The Wall Street Journal went looking for a video spark in an unlikely place: a hedge-fund manager’s estate, where decades-old tortoises lumber through the frame while the newsroom signals a much faster ambition.
The episode centers on reporter Gunjan Banerji, who traveled to interview Bill Perkins and, according to reports, even fed one of the reptiles he keeps on his property. On its face, the assignment sounds quirky, even playful. But the choice reveals a sharper editorial calculation. The Journal appears eager to package business reporting in a more visual, personality-driven format that can travel beyond its traditional print and web audience.
A slow-moving animal became the backdrop for a very clear message: The Wall Street Journal wants its video business to pick up speed.
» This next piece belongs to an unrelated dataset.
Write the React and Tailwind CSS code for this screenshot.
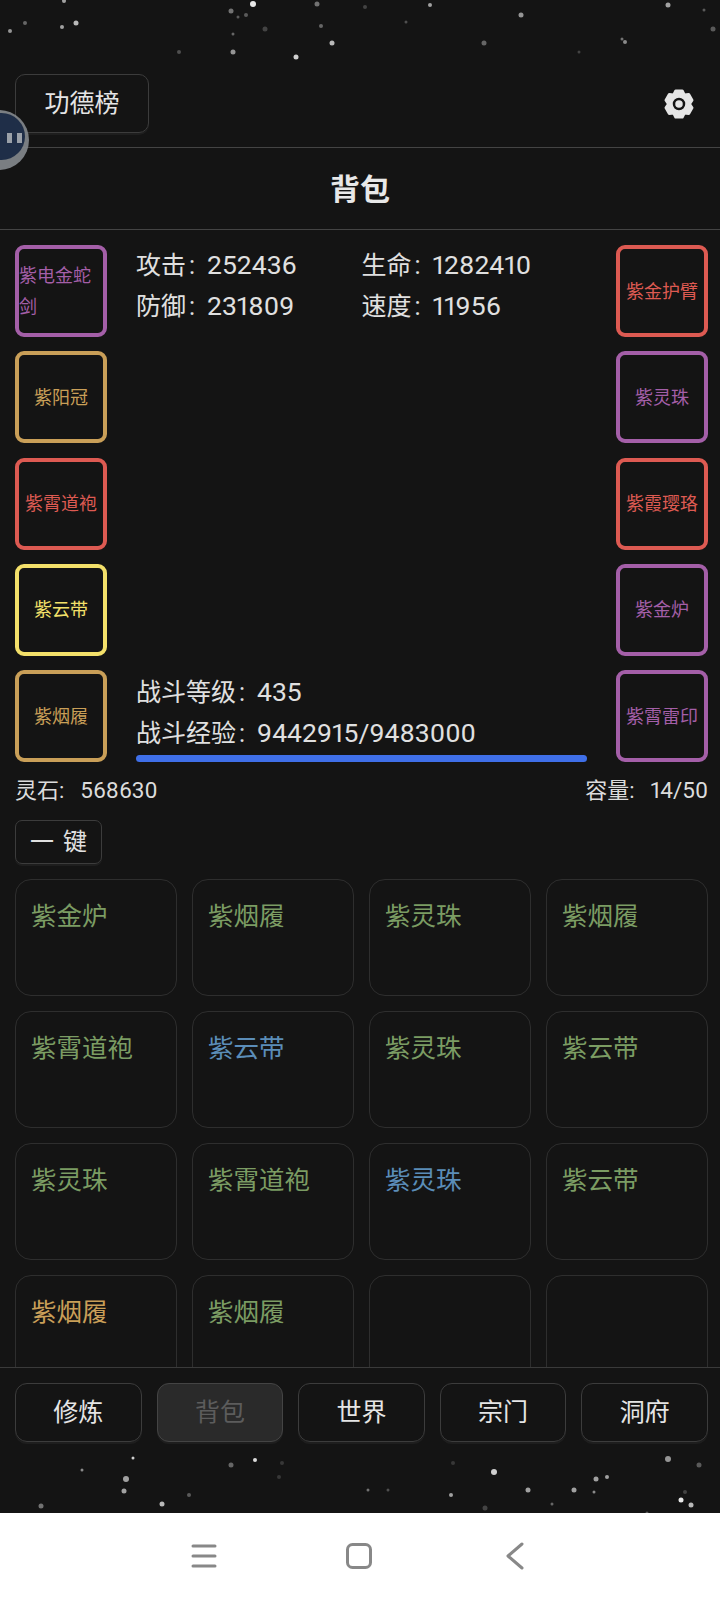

That matters because major publishers no longer treat video as a side product. They use it to deepen reader loyalty, reach younger viewers, and compete on platforms where clips often outrun articles. In this case, the Journal seems to be leaning on Banerji’s role as host of a video franchise to make financial journalism feel more immediate and less distant. The tortoises may grab attention, but the real subject is distribution, format, and audience growth.
Key Facts
- The Wall Street Journal recently sent reporter Gunjan Banerji to interview Bill Perkins.
- Perkins keeps a group of long-lived tortoises on his estate, which featured in the visit.
- Banerji hosts a Journal video program, underscoring the outlet’s growing focus on video.
- The assignment suggests the Journal wants more visually engaging business storytelling.
The strategy also fits a wider shift across digital media. Publishers face pressure to turn expertise into formats that work across websites, apps, and social feeds. A conventional interview can still inform, but a scene-based video offers something extra: atmosphere, character, and a reason to stop scrolling. Sources suggest that kind of versatility now plays a bigger role in newsroom planning than it once did.
What happens next will tell the real story. If The Wall Street Journal keeps building out personality-led, visually distinct business videos, it could reshape how one of the country’s most established news brands reaches its next audience. The tortoises may move slowly, but the competitive race around news video does not.